## Set exercise
Pick out every line with the word "Tailwind" and copy it.

## Entries provided
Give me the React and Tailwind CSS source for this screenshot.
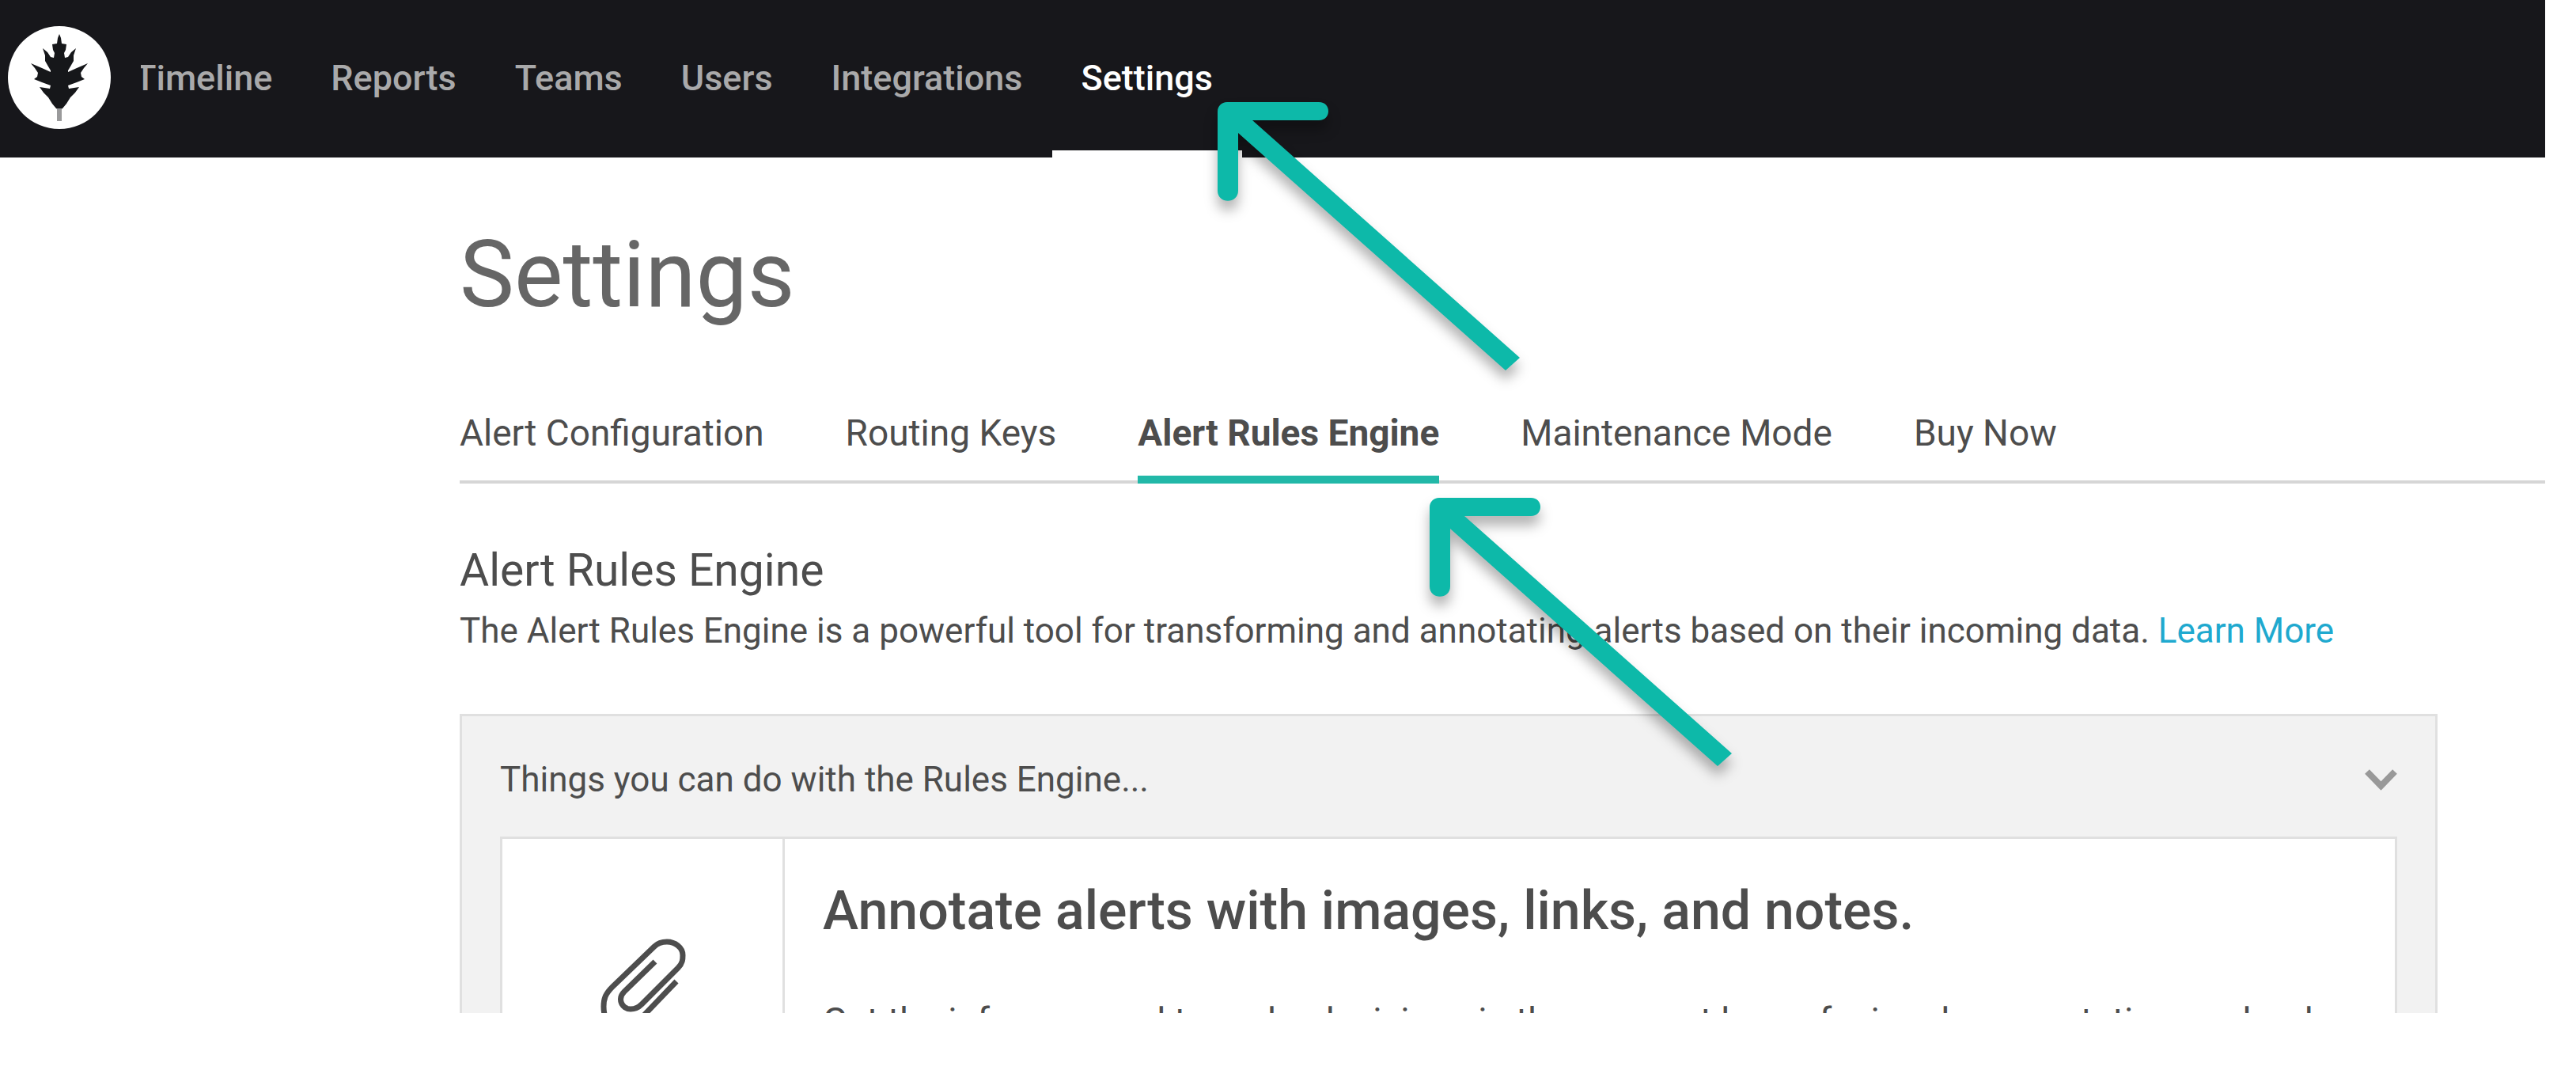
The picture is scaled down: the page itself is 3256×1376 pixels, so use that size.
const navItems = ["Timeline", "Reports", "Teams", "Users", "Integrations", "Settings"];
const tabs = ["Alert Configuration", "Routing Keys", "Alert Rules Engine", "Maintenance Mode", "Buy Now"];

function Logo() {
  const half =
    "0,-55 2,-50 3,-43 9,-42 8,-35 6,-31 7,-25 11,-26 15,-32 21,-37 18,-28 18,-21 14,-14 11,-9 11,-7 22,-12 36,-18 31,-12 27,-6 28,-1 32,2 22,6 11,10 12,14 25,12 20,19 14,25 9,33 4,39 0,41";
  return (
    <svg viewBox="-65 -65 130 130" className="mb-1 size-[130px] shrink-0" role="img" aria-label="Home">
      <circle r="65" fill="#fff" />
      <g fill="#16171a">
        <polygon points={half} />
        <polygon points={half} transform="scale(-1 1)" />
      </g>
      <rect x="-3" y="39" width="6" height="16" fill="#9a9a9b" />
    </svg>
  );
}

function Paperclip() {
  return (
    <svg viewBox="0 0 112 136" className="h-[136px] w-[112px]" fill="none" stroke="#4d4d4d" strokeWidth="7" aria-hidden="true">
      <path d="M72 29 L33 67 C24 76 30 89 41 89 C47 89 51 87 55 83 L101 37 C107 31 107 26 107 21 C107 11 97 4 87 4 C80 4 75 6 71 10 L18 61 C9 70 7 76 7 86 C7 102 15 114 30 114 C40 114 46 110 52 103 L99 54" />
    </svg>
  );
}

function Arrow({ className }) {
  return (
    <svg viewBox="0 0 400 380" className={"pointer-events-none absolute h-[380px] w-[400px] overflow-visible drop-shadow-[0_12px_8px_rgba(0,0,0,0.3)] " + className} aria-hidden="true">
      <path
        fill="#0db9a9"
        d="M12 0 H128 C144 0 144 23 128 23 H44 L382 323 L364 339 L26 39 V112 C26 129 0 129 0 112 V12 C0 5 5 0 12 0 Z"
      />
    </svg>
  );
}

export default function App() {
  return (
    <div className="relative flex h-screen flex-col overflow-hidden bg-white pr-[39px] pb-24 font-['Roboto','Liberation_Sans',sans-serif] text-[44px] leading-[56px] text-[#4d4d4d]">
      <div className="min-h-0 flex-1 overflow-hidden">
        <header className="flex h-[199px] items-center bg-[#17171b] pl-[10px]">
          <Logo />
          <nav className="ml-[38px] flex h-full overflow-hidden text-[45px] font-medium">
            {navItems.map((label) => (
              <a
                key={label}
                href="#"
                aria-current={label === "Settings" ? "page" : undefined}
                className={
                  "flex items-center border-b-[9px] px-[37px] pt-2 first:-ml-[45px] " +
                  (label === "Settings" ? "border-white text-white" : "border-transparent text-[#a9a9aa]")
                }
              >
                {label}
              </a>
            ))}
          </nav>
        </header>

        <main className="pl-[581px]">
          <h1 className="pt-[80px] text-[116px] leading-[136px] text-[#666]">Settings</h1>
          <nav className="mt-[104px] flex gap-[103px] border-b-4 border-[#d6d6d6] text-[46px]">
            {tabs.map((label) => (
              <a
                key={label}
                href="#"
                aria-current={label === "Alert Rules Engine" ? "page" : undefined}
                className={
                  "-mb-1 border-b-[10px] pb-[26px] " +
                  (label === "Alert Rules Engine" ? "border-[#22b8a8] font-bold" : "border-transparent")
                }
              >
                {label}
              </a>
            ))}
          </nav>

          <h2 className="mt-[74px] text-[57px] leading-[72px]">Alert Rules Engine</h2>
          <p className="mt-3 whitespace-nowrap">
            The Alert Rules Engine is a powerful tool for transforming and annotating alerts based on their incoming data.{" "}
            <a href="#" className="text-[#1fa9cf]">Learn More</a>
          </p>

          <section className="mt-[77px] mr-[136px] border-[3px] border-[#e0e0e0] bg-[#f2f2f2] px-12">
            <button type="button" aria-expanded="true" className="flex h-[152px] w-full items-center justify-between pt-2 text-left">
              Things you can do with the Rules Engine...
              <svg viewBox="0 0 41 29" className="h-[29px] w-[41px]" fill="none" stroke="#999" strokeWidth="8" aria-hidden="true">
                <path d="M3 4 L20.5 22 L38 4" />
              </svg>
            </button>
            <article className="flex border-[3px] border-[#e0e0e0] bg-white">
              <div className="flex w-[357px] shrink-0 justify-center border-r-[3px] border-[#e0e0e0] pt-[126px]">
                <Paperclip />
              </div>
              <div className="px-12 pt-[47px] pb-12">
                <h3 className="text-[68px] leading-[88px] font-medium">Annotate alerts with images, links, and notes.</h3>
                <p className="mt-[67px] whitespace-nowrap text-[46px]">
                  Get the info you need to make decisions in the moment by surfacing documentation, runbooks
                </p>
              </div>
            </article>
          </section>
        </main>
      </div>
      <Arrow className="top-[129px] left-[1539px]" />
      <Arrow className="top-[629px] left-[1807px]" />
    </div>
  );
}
* * *
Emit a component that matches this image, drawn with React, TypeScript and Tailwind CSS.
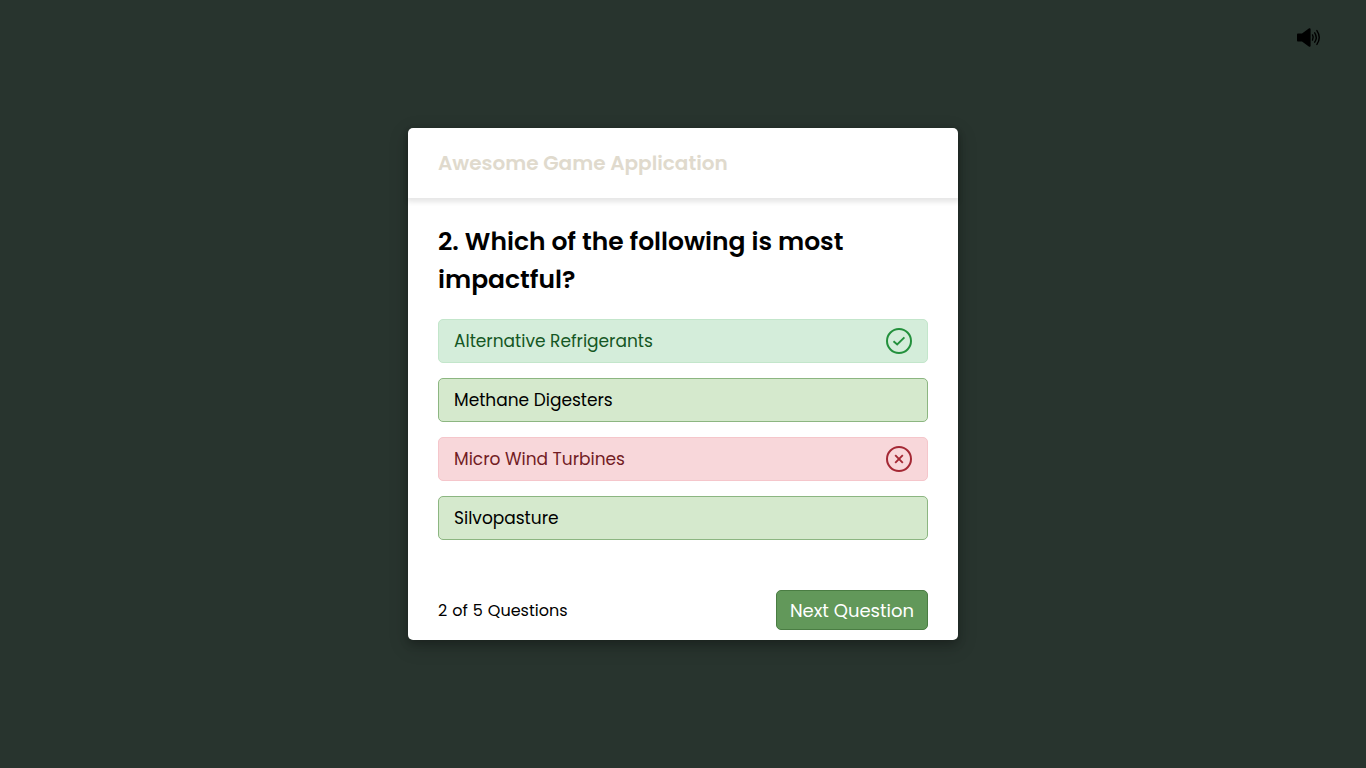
* * *
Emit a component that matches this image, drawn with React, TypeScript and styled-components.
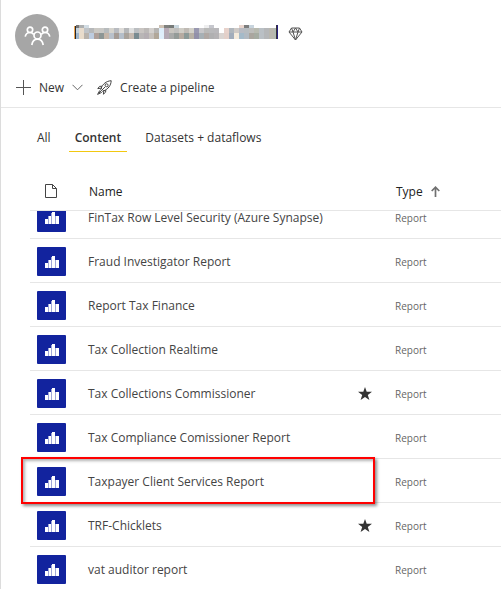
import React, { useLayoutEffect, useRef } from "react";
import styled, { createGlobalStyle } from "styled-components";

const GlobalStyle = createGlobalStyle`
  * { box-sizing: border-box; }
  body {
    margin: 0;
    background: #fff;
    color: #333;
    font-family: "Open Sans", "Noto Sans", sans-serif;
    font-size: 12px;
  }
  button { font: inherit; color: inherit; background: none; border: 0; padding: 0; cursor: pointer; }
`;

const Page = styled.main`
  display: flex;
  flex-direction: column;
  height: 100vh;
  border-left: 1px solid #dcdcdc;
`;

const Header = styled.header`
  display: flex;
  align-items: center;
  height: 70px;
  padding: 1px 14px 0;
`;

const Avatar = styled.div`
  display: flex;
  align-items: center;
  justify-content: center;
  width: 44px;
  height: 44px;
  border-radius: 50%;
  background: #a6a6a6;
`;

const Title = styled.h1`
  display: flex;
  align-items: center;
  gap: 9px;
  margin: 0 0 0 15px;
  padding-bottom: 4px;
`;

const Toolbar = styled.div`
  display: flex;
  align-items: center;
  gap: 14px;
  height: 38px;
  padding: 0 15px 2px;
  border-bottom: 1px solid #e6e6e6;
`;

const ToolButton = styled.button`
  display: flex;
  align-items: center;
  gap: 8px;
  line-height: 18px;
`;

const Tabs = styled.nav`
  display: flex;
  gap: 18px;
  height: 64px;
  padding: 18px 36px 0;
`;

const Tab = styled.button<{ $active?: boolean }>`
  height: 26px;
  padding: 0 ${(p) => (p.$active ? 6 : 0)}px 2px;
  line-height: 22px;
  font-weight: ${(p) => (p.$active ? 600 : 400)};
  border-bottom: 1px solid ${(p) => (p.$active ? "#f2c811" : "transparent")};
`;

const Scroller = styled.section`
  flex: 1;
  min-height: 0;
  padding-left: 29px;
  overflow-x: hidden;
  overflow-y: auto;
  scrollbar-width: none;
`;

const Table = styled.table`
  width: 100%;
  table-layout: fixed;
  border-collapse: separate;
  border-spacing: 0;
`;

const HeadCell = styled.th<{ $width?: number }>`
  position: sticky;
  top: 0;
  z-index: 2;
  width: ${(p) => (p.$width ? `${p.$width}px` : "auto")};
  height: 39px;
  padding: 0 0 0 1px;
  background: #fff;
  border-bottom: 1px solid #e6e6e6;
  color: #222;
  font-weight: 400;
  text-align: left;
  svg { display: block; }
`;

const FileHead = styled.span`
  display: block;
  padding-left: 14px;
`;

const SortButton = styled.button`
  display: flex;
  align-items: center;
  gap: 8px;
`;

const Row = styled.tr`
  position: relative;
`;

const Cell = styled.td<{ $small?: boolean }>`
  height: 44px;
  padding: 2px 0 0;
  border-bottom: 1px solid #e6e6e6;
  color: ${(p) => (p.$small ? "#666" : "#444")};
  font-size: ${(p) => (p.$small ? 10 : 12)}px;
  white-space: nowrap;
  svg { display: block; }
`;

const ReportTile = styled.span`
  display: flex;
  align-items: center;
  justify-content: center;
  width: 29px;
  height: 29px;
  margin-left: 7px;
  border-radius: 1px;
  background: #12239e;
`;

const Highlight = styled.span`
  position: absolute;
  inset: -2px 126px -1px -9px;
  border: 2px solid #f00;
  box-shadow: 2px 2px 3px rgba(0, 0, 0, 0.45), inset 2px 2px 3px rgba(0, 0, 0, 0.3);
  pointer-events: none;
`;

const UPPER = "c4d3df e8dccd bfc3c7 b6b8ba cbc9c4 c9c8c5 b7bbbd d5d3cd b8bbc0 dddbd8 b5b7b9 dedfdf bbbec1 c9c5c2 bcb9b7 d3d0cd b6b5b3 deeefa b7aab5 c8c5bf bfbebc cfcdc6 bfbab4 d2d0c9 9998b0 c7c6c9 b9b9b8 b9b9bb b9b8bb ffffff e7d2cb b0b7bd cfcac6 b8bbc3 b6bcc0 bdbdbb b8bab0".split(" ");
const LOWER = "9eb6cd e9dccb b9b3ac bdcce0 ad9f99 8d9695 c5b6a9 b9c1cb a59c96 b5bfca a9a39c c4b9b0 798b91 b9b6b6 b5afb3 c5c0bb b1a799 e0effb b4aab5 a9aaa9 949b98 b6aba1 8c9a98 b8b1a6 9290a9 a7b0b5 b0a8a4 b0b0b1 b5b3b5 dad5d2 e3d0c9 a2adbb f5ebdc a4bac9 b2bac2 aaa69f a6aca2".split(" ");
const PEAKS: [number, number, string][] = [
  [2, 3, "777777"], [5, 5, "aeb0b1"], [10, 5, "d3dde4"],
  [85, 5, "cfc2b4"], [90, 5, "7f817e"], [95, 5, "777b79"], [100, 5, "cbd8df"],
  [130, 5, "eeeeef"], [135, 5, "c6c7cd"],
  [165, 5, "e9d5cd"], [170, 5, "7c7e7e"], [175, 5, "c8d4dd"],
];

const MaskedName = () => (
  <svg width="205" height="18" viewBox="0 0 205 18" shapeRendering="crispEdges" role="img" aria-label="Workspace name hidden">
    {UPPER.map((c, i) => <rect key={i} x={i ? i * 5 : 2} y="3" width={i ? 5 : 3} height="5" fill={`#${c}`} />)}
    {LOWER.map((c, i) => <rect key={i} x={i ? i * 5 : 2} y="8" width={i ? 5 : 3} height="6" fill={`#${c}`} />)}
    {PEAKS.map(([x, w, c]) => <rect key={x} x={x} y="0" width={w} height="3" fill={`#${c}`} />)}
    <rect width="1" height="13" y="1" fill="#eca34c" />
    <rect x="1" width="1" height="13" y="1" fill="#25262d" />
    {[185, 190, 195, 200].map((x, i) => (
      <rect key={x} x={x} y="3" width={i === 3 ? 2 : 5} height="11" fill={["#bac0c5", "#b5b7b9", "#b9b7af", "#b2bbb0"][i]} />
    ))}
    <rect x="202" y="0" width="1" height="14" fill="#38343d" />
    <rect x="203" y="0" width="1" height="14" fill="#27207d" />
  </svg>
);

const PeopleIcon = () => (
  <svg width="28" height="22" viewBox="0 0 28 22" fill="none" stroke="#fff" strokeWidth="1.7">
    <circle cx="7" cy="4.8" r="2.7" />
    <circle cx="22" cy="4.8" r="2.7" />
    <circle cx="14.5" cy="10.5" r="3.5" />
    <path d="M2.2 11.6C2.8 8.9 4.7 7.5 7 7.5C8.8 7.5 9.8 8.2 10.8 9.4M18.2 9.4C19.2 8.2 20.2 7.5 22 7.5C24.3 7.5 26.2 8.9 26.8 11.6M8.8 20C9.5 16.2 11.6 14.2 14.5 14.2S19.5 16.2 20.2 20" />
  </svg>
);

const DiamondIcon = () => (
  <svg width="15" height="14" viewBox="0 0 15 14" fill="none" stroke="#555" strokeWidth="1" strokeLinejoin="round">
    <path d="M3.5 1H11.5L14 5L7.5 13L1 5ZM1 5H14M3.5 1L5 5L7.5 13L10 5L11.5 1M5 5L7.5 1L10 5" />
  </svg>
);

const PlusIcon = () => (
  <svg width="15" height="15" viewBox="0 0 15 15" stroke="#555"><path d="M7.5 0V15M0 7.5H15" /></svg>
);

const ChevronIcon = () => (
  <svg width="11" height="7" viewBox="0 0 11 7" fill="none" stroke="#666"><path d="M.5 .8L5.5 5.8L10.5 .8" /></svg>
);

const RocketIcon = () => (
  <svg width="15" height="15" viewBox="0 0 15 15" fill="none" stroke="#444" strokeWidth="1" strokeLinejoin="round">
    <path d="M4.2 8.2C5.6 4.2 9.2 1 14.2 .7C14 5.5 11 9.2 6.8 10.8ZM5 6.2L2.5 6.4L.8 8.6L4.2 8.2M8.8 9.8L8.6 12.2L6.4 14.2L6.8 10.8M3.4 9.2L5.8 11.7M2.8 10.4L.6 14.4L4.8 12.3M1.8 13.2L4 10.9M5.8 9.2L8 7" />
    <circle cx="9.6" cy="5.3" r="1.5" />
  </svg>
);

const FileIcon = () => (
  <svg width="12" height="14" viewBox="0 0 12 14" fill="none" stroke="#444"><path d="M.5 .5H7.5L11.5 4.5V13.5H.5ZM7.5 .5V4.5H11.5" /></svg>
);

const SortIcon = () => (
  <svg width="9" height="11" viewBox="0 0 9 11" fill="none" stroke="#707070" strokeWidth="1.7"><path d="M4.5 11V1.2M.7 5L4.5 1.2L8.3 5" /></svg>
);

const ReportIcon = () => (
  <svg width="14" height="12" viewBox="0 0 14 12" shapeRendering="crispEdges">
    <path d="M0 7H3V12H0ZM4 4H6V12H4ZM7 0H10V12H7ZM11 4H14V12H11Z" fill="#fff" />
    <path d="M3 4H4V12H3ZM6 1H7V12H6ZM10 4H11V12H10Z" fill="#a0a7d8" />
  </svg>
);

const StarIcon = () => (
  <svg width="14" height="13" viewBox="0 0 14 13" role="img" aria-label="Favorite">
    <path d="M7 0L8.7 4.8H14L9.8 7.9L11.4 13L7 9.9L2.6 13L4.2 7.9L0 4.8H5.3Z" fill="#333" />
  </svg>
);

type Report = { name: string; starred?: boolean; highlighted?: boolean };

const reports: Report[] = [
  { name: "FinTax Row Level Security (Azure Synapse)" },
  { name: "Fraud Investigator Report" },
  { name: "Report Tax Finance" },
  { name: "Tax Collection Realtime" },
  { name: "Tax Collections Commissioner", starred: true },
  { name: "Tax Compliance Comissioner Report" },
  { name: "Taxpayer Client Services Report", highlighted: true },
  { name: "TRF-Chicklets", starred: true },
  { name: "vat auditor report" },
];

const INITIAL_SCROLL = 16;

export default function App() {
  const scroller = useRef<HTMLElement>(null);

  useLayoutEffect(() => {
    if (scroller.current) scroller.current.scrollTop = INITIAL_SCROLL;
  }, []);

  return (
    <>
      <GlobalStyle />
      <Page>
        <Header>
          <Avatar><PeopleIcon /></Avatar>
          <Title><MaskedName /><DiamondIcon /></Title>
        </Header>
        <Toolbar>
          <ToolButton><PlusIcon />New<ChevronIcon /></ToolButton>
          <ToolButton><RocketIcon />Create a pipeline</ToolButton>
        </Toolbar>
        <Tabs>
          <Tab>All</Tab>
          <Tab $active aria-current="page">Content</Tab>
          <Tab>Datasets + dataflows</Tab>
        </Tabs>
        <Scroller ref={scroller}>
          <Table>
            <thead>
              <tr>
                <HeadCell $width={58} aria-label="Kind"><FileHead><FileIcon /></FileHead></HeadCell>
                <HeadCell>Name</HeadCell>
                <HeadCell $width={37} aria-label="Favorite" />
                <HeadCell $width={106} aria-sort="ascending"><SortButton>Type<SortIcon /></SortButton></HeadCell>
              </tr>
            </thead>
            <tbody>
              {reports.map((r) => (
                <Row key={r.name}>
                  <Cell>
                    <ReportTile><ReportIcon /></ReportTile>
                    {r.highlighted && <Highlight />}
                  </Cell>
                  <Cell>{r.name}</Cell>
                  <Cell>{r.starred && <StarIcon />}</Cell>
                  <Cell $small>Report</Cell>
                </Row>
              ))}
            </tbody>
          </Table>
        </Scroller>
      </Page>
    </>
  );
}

## Answer
Give me the React and Tailwind CSS source for this screenshot.
Emit a component that matches this image, drawn with React, TypeScript and Tailwind CSS.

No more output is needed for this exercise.